• [TASK PROMPT]: Report only how many lines hold the word "component".

• [DATA LINES]:
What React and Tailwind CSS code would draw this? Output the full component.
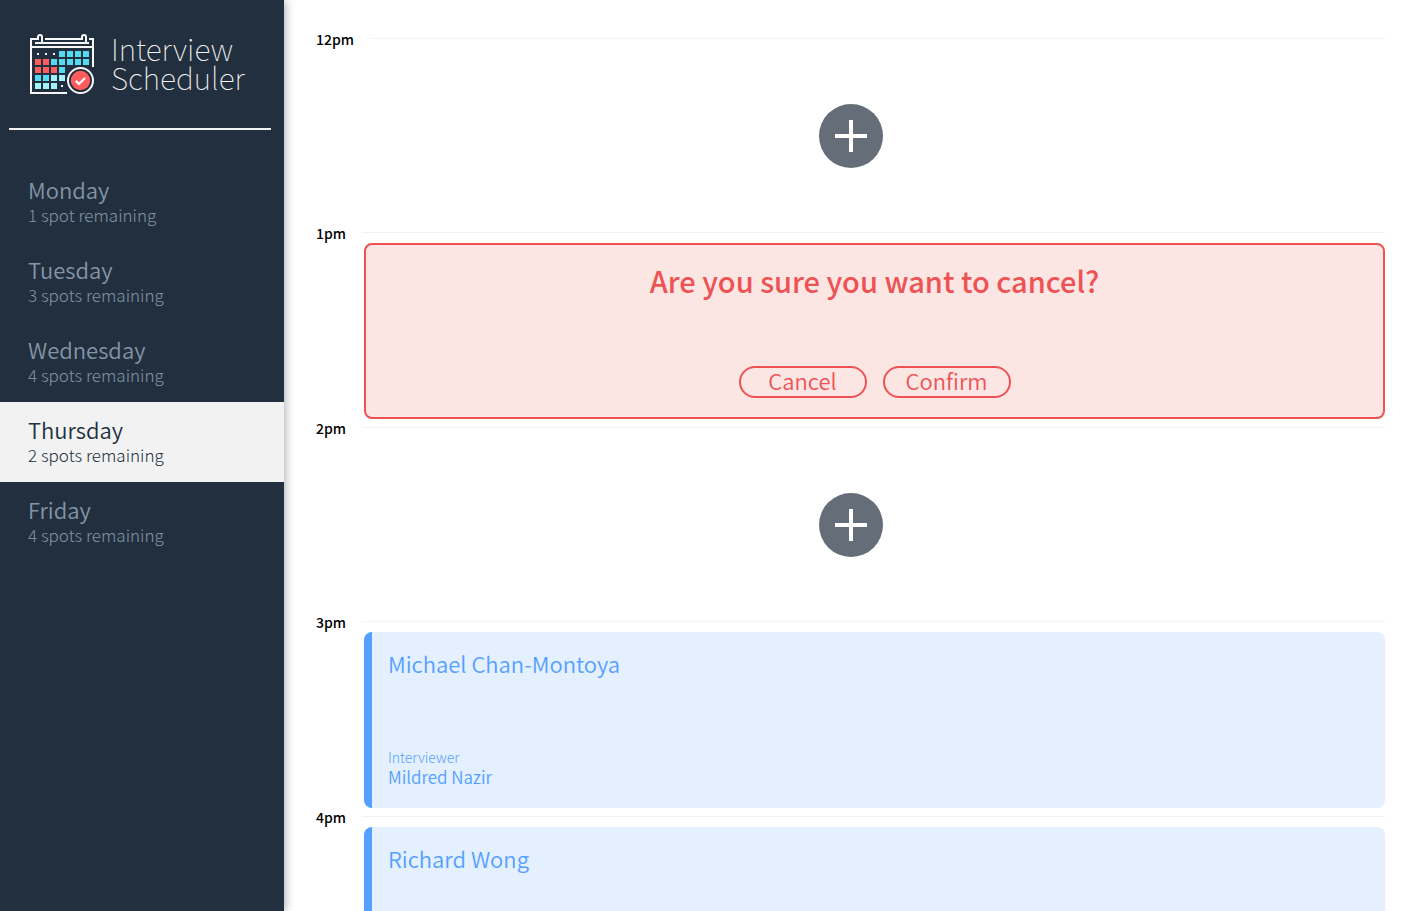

--

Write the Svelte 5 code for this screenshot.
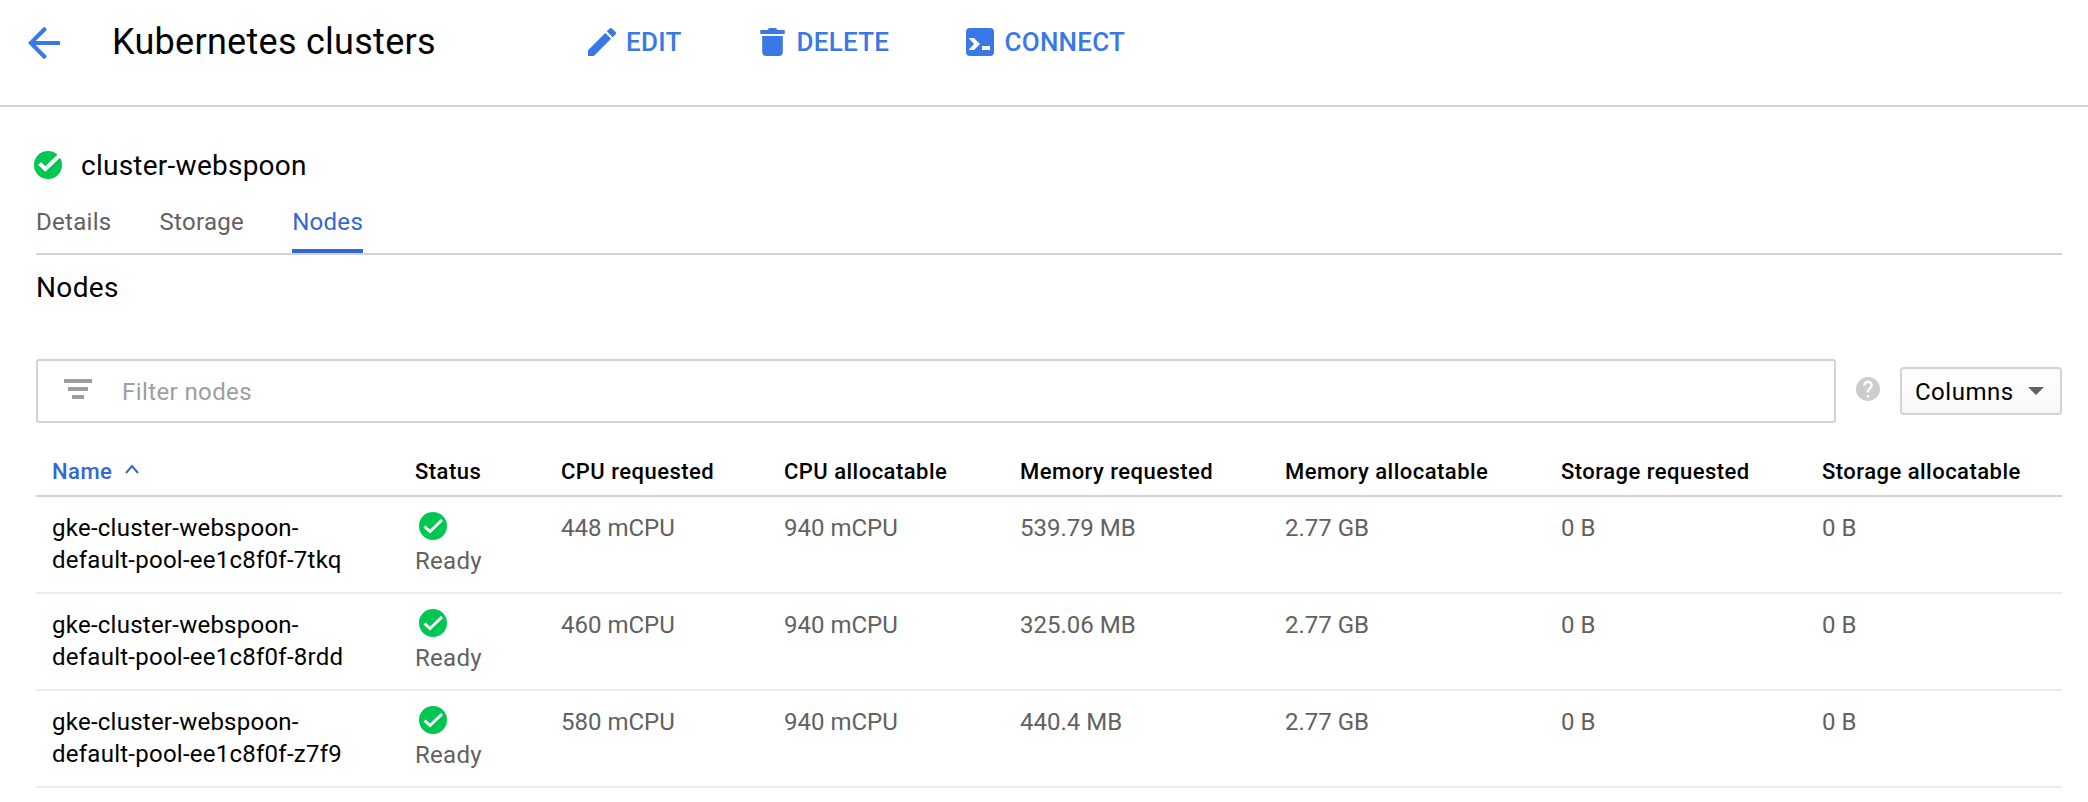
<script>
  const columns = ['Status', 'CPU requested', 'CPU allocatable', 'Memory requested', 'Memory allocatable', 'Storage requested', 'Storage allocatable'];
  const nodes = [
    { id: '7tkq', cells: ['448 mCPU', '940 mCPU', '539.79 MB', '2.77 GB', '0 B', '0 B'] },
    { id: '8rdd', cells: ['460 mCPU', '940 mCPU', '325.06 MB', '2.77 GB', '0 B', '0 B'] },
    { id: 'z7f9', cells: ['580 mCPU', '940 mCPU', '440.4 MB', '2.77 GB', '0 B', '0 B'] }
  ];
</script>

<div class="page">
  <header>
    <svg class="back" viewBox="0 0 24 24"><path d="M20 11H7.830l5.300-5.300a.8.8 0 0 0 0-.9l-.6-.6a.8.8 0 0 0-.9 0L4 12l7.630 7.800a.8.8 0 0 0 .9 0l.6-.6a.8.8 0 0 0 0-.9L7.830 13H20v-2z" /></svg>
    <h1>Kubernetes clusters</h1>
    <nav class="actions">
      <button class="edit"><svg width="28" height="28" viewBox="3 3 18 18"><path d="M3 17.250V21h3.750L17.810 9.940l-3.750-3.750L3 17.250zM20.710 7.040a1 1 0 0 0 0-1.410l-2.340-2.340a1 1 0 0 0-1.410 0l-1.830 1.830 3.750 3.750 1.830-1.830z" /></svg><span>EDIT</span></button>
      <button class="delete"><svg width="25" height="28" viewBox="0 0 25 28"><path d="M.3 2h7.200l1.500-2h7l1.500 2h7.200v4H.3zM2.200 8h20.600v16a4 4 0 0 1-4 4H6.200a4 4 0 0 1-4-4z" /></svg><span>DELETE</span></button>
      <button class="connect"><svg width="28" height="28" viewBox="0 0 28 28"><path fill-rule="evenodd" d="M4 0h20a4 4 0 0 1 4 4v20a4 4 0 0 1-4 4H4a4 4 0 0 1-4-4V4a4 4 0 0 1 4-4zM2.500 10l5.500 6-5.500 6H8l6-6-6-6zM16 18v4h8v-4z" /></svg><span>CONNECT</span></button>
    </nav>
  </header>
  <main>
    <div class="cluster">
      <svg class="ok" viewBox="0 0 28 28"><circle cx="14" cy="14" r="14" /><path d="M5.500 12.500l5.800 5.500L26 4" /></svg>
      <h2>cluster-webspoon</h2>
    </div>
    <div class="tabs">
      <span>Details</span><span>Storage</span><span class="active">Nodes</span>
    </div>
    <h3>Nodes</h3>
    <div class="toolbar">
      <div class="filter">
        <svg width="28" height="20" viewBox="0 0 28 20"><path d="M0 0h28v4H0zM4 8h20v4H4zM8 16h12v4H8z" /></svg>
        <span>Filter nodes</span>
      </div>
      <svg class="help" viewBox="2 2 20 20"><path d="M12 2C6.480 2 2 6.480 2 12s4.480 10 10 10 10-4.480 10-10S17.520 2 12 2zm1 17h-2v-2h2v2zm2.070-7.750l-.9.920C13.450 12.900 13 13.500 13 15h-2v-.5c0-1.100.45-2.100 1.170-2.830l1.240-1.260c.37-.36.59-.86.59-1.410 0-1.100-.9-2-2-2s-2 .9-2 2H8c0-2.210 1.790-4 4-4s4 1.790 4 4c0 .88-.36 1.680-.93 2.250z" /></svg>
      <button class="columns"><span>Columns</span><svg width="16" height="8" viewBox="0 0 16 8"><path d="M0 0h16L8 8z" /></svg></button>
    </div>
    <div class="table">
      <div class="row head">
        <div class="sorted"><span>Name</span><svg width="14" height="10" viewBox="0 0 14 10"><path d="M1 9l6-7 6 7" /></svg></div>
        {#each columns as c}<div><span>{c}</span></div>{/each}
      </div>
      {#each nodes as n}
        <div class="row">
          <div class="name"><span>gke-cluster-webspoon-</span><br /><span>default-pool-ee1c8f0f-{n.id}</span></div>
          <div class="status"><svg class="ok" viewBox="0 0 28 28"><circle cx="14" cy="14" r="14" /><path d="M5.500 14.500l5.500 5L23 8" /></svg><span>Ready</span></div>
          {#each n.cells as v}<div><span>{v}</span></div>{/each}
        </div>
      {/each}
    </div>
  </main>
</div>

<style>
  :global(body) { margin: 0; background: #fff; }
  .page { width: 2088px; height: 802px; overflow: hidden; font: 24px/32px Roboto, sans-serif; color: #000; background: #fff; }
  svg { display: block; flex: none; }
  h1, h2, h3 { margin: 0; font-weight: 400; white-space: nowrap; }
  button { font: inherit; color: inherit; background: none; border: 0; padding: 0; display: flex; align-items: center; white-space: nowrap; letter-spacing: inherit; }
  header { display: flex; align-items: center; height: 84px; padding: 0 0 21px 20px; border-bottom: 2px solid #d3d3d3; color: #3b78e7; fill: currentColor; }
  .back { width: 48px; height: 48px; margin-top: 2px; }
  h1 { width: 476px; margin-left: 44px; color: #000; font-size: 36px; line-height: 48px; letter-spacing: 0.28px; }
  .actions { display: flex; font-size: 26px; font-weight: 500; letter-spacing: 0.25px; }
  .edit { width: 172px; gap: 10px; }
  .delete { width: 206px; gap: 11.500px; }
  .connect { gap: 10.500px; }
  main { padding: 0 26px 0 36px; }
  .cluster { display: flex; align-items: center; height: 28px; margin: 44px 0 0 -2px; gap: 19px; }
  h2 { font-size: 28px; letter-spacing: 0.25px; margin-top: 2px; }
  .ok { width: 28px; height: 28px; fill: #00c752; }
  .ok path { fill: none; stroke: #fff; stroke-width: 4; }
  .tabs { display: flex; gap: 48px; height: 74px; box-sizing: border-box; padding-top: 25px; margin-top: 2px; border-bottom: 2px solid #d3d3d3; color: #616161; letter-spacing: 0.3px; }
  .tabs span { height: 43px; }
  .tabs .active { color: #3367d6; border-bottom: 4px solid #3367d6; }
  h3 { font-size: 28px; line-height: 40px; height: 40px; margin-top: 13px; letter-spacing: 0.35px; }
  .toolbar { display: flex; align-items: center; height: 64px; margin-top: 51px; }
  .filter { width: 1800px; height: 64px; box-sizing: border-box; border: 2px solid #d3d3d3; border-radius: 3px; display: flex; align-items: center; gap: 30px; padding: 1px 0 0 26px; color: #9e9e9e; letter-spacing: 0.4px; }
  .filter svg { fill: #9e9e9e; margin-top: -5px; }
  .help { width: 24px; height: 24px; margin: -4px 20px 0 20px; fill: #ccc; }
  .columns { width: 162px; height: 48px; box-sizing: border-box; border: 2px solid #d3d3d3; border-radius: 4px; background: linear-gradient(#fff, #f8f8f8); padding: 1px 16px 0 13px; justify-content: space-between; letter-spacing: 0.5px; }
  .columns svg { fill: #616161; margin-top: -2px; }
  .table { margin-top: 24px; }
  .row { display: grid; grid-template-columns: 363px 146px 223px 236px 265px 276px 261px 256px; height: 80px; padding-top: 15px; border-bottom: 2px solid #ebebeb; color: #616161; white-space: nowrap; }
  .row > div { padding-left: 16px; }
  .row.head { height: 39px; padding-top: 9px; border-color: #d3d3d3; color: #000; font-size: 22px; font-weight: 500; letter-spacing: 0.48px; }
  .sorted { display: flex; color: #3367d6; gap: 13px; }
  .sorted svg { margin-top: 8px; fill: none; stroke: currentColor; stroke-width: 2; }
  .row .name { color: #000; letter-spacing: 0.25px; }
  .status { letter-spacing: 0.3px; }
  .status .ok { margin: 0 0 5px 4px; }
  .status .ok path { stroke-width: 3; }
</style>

==

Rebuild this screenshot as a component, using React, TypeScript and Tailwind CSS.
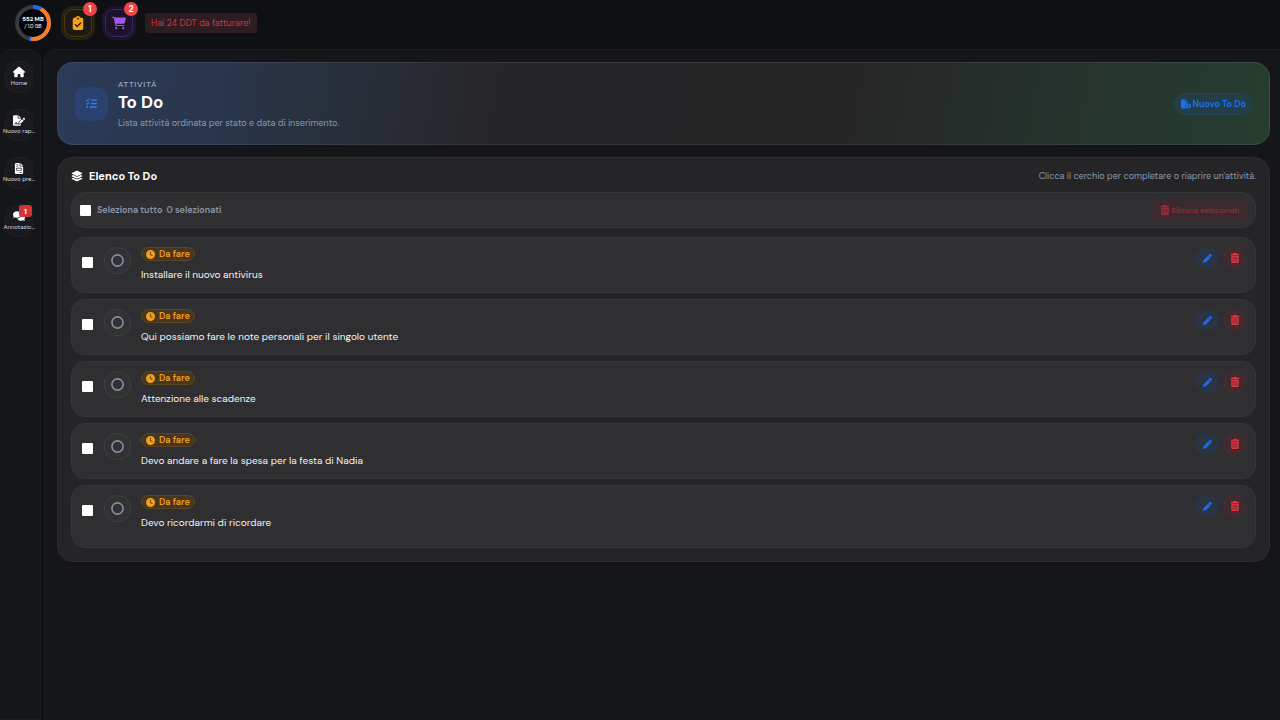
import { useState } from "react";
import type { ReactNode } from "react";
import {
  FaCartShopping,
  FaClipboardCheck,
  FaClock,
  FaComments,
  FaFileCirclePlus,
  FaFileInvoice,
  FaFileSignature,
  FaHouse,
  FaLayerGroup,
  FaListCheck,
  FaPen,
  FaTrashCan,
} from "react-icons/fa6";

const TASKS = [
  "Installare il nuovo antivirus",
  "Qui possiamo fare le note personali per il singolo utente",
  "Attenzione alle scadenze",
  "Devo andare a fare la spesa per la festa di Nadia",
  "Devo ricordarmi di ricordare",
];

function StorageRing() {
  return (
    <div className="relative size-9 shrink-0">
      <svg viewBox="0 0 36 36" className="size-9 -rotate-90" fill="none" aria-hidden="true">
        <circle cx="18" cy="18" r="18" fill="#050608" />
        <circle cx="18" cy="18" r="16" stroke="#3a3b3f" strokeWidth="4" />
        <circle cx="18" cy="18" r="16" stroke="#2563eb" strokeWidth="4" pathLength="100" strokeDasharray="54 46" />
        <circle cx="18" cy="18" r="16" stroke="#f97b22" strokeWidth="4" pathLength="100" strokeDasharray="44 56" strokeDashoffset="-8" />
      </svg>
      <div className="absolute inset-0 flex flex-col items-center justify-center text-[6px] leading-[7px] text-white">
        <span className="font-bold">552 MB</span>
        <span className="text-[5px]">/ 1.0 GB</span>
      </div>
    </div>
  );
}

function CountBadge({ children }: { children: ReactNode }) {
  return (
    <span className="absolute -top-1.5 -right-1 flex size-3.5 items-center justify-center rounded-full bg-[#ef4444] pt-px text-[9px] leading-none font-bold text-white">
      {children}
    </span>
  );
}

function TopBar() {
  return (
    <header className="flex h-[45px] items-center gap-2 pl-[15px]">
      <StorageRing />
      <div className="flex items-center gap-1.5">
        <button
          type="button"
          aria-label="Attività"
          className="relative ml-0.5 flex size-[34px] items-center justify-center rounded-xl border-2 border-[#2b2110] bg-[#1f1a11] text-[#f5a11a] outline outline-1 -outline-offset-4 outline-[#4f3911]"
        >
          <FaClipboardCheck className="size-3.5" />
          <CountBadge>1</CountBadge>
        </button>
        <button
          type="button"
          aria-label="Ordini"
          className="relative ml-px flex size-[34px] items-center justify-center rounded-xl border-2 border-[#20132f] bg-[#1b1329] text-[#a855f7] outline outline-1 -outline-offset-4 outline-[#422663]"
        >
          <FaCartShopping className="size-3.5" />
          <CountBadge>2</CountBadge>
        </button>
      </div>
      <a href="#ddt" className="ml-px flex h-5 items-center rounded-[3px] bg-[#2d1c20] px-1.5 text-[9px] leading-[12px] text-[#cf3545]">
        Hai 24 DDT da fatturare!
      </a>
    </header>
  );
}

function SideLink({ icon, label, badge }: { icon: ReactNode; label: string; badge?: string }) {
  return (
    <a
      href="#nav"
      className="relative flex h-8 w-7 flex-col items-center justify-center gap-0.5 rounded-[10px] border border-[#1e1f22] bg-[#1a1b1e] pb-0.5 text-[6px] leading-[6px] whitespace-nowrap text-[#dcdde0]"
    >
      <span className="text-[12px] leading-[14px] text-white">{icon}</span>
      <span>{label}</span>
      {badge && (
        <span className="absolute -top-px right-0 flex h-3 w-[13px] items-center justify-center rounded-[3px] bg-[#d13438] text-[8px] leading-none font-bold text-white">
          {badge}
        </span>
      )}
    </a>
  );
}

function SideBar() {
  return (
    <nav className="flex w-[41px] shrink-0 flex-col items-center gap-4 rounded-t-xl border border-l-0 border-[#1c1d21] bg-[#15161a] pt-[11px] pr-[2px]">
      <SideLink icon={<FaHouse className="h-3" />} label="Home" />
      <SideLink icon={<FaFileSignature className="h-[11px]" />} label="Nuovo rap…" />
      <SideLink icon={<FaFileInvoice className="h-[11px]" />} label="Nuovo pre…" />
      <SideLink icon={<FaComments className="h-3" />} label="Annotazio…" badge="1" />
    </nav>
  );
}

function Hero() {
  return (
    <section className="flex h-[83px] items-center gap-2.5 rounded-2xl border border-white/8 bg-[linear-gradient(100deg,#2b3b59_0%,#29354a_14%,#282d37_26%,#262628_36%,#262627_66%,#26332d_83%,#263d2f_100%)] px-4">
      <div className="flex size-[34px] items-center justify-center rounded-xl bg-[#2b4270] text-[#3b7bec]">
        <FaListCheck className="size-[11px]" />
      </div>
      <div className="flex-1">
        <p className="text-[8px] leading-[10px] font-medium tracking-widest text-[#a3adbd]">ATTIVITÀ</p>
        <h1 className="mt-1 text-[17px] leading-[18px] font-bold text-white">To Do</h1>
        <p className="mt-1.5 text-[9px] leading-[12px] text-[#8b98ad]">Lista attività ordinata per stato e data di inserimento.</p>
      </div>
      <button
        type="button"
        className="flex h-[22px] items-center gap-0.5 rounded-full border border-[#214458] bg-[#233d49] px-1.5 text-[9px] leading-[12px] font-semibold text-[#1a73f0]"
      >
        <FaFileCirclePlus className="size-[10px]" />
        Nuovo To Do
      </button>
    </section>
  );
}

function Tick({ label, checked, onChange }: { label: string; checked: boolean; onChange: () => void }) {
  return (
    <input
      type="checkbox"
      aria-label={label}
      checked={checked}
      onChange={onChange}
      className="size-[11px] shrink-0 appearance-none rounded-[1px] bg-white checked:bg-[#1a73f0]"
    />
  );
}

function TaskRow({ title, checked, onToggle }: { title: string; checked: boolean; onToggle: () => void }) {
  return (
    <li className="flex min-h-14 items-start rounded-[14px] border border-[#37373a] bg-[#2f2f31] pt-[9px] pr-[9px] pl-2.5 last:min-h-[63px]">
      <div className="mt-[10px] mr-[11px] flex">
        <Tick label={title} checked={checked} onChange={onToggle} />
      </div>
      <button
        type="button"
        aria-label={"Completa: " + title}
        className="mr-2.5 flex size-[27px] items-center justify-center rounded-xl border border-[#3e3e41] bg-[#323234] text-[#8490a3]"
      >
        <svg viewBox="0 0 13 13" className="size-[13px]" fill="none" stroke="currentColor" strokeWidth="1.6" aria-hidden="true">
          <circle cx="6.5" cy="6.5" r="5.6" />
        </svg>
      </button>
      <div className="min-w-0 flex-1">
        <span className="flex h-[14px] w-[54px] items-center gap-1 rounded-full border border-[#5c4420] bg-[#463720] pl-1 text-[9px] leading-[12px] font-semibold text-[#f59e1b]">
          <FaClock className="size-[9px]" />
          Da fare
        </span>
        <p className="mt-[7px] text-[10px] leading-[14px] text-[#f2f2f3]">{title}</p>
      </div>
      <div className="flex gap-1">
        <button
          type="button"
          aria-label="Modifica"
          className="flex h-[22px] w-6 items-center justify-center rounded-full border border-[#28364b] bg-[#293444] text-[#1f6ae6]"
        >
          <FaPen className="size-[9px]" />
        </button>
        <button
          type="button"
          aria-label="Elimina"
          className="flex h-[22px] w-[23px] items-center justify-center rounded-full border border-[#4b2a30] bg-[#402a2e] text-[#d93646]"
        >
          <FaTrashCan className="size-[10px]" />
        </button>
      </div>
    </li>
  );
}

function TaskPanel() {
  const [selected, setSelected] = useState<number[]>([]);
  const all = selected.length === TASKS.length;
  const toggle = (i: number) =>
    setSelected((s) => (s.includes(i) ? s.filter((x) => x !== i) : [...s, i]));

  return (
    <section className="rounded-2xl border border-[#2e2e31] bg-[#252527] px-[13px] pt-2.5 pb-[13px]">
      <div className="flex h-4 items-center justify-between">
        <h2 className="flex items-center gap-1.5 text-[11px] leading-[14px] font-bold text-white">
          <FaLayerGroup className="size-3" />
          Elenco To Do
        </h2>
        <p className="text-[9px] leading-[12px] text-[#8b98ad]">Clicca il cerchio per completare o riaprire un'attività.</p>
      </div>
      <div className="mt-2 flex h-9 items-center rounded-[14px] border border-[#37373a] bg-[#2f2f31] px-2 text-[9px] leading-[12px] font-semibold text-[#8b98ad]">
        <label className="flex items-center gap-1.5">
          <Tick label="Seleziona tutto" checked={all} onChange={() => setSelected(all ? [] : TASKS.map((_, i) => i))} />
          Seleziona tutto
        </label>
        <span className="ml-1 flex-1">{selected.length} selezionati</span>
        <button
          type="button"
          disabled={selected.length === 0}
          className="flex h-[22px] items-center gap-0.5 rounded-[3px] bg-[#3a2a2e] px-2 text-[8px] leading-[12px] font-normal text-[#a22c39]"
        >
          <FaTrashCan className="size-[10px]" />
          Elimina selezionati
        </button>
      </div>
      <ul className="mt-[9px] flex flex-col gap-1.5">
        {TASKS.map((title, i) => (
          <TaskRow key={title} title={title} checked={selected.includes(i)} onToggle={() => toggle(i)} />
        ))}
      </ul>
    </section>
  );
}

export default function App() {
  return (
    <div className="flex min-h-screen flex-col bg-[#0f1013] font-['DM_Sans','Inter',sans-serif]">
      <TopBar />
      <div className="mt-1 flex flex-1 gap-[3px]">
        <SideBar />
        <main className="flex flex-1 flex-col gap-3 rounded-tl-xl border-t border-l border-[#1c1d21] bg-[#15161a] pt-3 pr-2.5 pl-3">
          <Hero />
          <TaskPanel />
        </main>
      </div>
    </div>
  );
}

• [TASK SOLUTION]: 2